▸ **Goal**:
Take the material below and retype it in full; pictures are left out.

▸ **Data section**:
§

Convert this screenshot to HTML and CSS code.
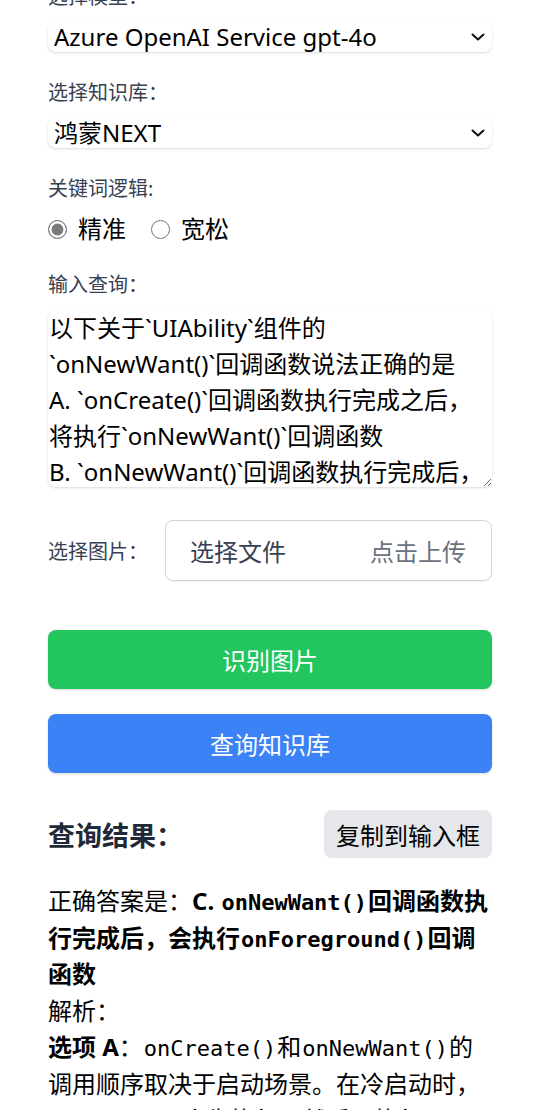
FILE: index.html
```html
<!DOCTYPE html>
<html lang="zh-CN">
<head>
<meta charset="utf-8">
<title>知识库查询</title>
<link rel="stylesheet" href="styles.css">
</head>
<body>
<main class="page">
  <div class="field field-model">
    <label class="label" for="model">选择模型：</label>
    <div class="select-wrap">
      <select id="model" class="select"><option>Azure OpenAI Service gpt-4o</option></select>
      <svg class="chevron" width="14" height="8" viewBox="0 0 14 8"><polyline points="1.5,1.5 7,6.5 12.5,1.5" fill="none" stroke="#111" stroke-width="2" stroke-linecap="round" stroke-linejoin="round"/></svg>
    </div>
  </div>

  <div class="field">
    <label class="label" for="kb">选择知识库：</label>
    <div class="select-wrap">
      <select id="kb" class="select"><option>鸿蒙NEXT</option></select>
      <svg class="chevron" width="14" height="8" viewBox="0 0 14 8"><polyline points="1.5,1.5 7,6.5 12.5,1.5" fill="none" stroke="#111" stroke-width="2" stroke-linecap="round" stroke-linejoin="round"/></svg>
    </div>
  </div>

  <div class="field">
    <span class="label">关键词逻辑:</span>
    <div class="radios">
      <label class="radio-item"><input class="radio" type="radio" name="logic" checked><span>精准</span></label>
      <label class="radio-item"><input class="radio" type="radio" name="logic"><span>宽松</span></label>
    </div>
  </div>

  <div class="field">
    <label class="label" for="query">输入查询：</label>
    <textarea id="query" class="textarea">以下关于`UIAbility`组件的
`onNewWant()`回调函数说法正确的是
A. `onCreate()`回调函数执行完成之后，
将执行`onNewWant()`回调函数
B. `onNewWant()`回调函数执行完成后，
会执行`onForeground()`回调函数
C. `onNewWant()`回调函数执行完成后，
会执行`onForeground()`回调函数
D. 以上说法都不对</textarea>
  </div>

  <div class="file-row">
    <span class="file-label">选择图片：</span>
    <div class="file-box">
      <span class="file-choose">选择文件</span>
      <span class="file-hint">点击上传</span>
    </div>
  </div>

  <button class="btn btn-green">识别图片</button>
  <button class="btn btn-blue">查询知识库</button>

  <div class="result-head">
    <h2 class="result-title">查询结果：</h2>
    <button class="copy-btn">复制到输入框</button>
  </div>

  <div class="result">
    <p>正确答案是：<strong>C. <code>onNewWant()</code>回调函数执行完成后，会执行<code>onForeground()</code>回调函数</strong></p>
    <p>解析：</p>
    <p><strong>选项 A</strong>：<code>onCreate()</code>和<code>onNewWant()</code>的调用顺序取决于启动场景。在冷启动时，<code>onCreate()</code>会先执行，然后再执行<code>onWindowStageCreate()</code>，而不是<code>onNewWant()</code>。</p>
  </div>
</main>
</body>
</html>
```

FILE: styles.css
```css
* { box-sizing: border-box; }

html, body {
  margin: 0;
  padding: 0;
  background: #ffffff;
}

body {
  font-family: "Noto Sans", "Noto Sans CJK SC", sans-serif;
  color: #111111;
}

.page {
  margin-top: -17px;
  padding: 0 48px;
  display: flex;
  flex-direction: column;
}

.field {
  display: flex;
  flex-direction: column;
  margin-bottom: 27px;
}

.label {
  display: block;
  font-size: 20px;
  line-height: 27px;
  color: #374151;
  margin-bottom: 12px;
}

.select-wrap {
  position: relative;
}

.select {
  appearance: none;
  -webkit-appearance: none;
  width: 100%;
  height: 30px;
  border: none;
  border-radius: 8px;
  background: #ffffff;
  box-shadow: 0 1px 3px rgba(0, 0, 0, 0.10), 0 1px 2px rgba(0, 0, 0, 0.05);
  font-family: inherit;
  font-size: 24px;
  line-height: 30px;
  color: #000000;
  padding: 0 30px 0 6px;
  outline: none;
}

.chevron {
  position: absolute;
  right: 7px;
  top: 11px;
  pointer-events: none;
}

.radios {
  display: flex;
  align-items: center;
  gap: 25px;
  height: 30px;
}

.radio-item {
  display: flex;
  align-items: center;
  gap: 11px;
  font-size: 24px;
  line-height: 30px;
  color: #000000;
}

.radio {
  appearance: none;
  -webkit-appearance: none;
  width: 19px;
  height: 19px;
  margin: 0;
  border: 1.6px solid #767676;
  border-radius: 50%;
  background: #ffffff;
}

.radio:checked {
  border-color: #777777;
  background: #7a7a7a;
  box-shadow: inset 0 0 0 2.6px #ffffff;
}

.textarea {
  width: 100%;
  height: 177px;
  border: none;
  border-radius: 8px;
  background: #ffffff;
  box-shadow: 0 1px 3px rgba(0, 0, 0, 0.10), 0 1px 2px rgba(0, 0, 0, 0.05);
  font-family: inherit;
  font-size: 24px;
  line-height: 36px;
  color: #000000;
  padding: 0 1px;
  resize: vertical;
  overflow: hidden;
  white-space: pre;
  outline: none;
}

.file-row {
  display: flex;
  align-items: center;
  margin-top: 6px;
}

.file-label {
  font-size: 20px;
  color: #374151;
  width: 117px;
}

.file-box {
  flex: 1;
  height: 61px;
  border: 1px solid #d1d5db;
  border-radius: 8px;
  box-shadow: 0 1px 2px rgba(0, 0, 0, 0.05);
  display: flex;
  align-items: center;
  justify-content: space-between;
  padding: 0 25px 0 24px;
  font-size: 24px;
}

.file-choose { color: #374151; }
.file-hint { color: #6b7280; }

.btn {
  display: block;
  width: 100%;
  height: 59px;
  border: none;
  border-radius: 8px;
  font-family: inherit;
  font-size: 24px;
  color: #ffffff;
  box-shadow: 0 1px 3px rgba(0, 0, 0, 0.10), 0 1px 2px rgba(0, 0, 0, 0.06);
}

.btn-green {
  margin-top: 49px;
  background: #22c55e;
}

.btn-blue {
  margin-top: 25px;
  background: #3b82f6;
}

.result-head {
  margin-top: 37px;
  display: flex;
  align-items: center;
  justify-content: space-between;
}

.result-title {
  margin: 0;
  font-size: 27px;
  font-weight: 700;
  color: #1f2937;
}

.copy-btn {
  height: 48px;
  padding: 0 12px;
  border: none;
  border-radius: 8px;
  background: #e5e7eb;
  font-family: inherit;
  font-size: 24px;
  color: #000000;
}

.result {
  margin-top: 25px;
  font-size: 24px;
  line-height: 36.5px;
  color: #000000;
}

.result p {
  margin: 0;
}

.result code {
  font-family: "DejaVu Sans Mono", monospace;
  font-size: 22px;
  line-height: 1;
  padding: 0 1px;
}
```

§

▸ **Exercise result**:
Convert this screenshot to HTML and CSS code.
FILE: index.html
```html
<!DOCTYPE html>
<html lang="zh-CN">
<head>
<meta charset="utf-8">
<title>知识库查询</title>
<link rel="stylesheet" href="styles.css">
</head>
<body>
<main class="page">
  <div class="field field-model">
    <label class="label" for="model">选择模型：</label>
    <div class="select-wrap">
      <select id="model" class="select"><option>Azure OpenAI Service gpt-4o</option></select>
      <svg class="chevron" width="14" height="8" viewBox="0 0 14 8"><polyline points="1.5,1.5 7,6.5 12.5,1.5" fill="none" stroke="#111" stroke-width="2" stroke-linecap="round" stroke-linejoin="round"/></svg>
    </div>
  </div>

  <div class="field">
    <label class="label" for="kb">选择知识库：</label>
    <div class="select-wrap">
      <select id="kb" class="select"><option>鸿蒙NEXT</option></select>
      <svg class="chevron" width="14" height="8" viewBox="0 0 14 8"><polyline points="1.5,1.5 7,6.5 12.5,1.5" fill="none" stroke="#111" stroke-width="2" stroke-linecap="round" stroke-linejoin="round"/></svg>
    </div>
  </div>

  <div class="field">
    <span class="label">关键词逻辑:</span>
    <div class="radios">
      <label class="radio-item"><input class="radio" type="radio" name="logic" checked><span>精准</span></label>
      <label class="radio-item"><input class="radio" type="radio" name="logic"><span>宽松</span></label>
    </div>
  </div>

  <div class="field">
    <label class="label" for="query">输入查询：</label>
    <textarea id="query" class="textarea">以下关于`UIAbility`组件的
`onNewWant()`回调函数说法正确的是
A. `onCreate()`回调函数执行完成之后，
将执行`onNewWant()`回调函数
B. `onNewWant()`回调函数执行完成后，
会执行`onForeground()`回调函数
C. `onNewWant()`回调函数执行完成后，
会执行`onForeground()`回调函数
D. 以上说法都不对</textarea>
  </div>

  <div class="file-row">
    <span class="file-label">选择图片：</span>
    <div class="file-box">
      <span class="file-choose">选择文件</span>
      <span class="file-hint">点击上传</span>
    </div>
  </div>

  <button class="btn btn-green">识别图片</button>
  <button class="btn btn-blue">查询知识库</button>

  <div class="result-head">
    <h2 class="result-title">查询结果：</h2>
    <button class="copy-btn">复制到输入框</button>
  </div>

  <div class="result">
    <p>正确答案是：<strong>C. <code>onNewWant()</code>回调函数执行完成后，会执行<code>onForeground()</code>回调函数</strong></p>
    <p>解析：</p>
    <p><strong>选项 A</strong>：<code>onCreate()</code>和<code>onNewWant()</code>的调用顺序取决于启动场景。在冷启动时，<code>onCreate()</code>会先执行，然后再执行<code>onWindowStageCreate()</code>，而不是<code>onNewWant()</code>。</p>
  </div>
</main>
</body>
</html>
```

FILE: styles.css
```css
* { box-sizing: border-box; }

html, body {
  margin: 0;
  padding: 0;
  background: #ffffff;
}

body {
  font-family: "Noto Sans", "Noto Sans CJK SC", sans-serif;
  color: #111111;
}

.page {
  margin-top: -17px;
  padding: 0 48px;
  display: flex;
  flex-direction: column;
}

.field {
  display: flex;
  flex-direction: column;
  margin-bottom: 27px;
}

.label {
  display: block;
  font-size: 20px;
  line-height: 27px;
  color: #374151;
  margin-bottom: 12px;
}

.select-wrap {
  position: relative;
}

.select {
  appearance: none;
  -webkit-appearance: none;
  width: 100%;
  height: 30px;
  border: none;
  border-radius: 8px;
  background: #ffffff;
  box-shadow: 0 1px 3px rgba(0, 0, 0, 0.10), 0 1px 2px rgba(0, 0, 0, 0.05);
  font-family: inherit;
  font-size: 24px;
  line-height: 30px;
  color: #000000;
  padding: 0 30px 0 6px;
  outline: none;
}

.chevron {
  position: absolute;
  right: 7px;
  top: 11px;
  pointer-events: none;
}

.radios {
  display: flex;
  align-items: center;
  gap: 25px;
  height: 30px;
}

.radio-item {
  display: flex;
  align-items: center;
  gap: 11px;
  font-size: 24px;
  line-height: 30px;
  color: #000000;
}

.radio {
  appearance: none;
  -webkit-appearance: none;
  width: 19px;
  height: 19px;
  margin: 0;
  border: 1.6px solid #767676;
  border-radius: 50%;
  background: #ffffff;
}

.radio:checked {
  border-color: #777777;
  background: #7a7a7a;
  box-shadow: inset 0 0 0 2.6px #ffffff;
}

.textarea {
  width: 100%;
  height: 177px;
  border: none;
  border-radius: 8px;
  background: #ffffff;
  box-shadow: 0 1px 3px rgba(0, 0, 0, 0.10), 0 1px 2px rgba(0, 0, 0, 0.05);
  font-family: inherit;
  font-size: 24px;
  line-height: 36px;
  color: #000000;
  padding: 0 1px;
  resize: vertical;
  overflow: hidden;
  white-space: pre;
  outline: none;
}

.file-row {
  display: flex;
  align-items: center;
  margin-top: 6px;
}

.file-label {
  font-size: 20px;
  color: #374151;
  width: 117px;
}

.file-box {
  flex: 1;
  height: 61px;
  border: 1px solid #d1d5db;
  border-radius: 8px;
  box-shadow: 0 1px 2px rgba(0, 0, 0, 0.05);
  display: flex;
  align-items: center;
  justify-content: space-between;
  padding: 0 25px 0 24px;
  font-size: 24px;
}

.file-choose { color: #374151; }
.file-hint { color: #6b7280; }

.btn {
  display: block;
  width: 100%;
  height: 59px;
  border: none;
  border-radius: 8px;
  font-family: inherit;
  font-size: 24px;
  color: #ffffff;
  box-shadow: 0 1px 3px rgba(0, 0, 0, 0.10), 0 1px 2px rgba(0, 0, 0, 0.06);
}

.btn-green {
  margin-top: 49px;
  background: #22c55e;
}

.btn-blue {
  margin-top: 25px;
  background: #3b82f6;
}

.result-head {
  margin-top: 37px;
  display: flex;
  align-items: center;
  justify-content: space-between;
}

.result-title {
  margin: 0;
  font-size: 27px;
  font-weight: 700;
  color: #1f2937;
}

.copy-btn {
  height: 48px;
  padding: 0 12px;
  border: none;
  border-radius: 8px;
  background: #e5e7eb;
  font-family: inherit;
  font-size: 24px;
  color: #000000;
}

.result {
  margin-top: 25px;
  font-size: 24px;
  line-height: 36.5px;
  color: #000000;
}

.result p {
  margin: 0;
}

.result code {
  font-family: "DejaVu Sans Mono", monospace;
  font-size: 22px;
  line-height: 1;
  padding: 0 1px;
}
```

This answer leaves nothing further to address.